Reduce the state’s emissions from buildings and transportation by: 

  • Providing $30 million a year for five years to convert school buses to electric; 
  • Creating a Carbon Free Schools initiative with $50 million annually to save schools up to $2.3 billion:
    • Installing 2,500 megawatts of solar at 3,330 public schools; 
    • Integrating heating and cooling efficiency, rooftop solar, and building envelope (e.g., efficient windows and insulation) improvements.

The legislation achieves all these goals without burdening low-income families thanks to several programs that provide over $150 million annually in rate relief.

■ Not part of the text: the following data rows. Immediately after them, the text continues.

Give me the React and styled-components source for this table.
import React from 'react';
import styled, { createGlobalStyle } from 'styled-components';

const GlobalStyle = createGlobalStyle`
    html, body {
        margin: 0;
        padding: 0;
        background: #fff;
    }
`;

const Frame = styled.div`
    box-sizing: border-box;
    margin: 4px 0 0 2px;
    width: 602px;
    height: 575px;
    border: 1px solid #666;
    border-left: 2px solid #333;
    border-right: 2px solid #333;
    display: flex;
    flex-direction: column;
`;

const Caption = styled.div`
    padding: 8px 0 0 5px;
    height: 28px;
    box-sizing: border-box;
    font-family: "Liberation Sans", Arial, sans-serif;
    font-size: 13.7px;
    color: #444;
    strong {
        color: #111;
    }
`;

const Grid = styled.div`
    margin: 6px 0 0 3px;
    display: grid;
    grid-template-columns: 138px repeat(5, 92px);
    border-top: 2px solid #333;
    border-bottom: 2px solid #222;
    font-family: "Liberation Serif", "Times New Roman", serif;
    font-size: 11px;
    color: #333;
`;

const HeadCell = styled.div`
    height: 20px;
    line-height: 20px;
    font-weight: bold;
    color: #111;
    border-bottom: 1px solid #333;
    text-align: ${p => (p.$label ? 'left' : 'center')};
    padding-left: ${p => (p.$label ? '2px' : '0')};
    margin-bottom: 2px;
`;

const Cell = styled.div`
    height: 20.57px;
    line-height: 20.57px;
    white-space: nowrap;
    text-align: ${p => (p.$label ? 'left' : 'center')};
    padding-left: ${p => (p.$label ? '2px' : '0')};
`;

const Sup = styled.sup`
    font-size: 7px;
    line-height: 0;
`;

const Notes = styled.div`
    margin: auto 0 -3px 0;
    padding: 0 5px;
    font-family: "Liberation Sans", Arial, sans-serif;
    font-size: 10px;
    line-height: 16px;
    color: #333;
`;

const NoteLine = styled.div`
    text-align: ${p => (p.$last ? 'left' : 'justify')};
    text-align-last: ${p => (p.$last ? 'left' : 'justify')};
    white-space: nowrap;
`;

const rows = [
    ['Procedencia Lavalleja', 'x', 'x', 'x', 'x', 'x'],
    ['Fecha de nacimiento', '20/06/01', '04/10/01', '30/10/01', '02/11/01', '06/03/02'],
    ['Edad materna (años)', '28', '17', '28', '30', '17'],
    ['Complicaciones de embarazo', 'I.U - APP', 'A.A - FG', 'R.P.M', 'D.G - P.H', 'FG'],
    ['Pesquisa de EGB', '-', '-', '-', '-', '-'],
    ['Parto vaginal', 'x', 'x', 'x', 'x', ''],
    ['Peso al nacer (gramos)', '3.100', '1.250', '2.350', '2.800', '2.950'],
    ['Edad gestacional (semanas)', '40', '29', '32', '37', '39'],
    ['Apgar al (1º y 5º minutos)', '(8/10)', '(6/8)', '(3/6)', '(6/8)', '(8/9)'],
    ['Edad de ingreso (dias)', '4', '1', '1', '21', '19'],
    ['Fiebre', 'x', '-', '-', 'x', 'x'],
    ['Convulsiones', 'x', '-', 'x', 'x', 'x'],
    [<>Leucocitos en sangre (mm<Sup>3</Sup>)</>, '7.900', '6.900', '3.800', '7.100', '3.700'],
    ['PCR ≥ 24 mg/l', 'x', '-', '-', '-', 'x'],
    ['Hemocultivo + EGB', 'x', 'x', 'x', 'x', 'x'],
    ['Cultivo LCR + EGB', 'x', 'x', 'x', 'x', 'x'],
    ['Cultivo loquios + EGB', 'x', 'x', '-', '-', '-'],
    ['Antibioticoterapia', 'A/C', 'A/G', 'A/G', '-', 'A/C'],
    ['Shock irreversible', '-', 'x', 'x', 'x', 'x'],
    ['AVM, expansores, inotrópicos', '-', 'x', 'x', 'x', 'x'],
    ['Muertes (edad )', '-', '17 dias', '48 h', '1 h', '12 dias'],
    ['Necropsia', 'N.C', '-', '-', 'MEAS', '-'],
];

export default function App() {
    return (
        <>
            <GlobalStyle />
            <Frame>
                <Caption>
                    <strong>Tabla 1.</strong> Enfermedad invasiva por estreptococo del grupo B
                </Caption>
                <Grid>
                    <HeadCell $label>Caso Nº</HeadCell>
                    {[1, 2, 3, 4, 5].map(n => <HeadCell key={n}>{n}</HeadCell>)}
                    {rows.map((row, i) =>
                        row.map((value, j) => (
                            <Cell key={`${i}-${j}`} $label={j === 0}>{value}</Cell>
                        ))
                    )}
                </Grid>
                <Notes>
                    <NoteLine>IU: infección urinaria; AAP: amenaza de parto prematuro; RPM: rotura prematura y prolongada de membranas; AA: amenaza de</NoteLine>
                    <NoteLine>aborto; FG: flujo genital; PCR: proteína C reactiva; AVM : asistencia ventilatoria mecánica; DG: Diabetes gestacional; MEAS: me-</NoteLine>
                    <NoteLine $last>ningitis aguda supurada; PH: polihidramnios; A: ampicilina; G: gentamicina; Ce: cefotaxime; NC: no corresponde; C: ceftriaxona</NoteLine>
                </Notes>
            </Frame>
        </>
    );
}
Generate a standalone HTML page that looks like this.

Those include: 

  • An additional $31 million per year in low-income assistance by expanding the Energy Assistance Act;
  • $67 million per year by doubling energy efficiency commitments for low-income households;
  • $30 million per year in clean transportation assistance for low-income consumers; 
  • $23.5 million per a year for small businesses, non-profit and non-residential customers;
  • Expanding eligibility for Percent of Income Payment Plan, limiting energy bills to no greater than a certain percentage of an individuals’ income.